A Member of the European Parliament says there is an “urgent need” for Quebec to change its policies on forestry.

“Quebec’s forestry practices clearly violate the James Bay and Northern Quebec Agreement from 1975. The Agreement promises the protection of the Cree people, their economies and the wildlife resources upon which they depend,” said Irene Soltwedel-Schafer, also a member of the Parliament’s Committee on Economy, Currency and Industrial Affairs.

“Implementing the results of the Rio-UNCED Conference surely did not intend to force indigenous communities off their land through clear-cut logging.”

Soltwedel-Schafer made her comments on May 29 at a press conference in Brussels, Belgium entitled, “Quebec: another Brazil of the North?” Also addressing the press conference was Thomas Coon on behalf of the Cree Trappers’ Association and the Grand Council of the Crees.

Coon brought up the fact that an area the size of 350 square kilometers is clear-cut in Eeyou Astchee each year. He said current Quebec policy is to allow “natural regeneration” in these areas, but regeneration is not happening.

“Sustainable, ecologically sound forest management is sacrificed to the quick profit to be made by mining out the small black spruce forest. The trees cut have taken 200 or more years to grow and will not regenerate for a long time,” he said.

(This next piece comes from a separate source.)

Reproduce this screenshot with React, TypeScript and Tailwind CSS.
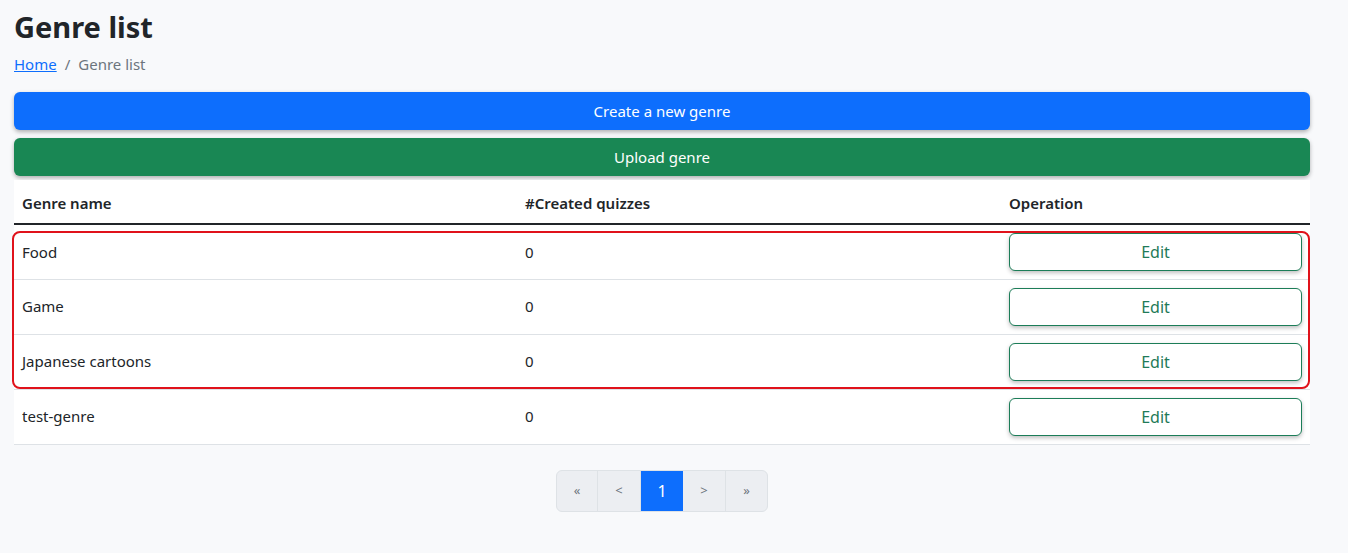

Coon also pointed out that the wildlife in the areas cut suffers as habitats are wiped out and water systems are damaged. The human toll is also evident, he said. “The families whose lands are reduced to an area resembling a battlefield are the ones who suffer the most Cultural displacement, loss of values, alcoholism and family breakdown all result from this so-called development. When we demand that forest cutting be managed so that families are left with sustainable territories, Quebec turns a deaf ear to us.”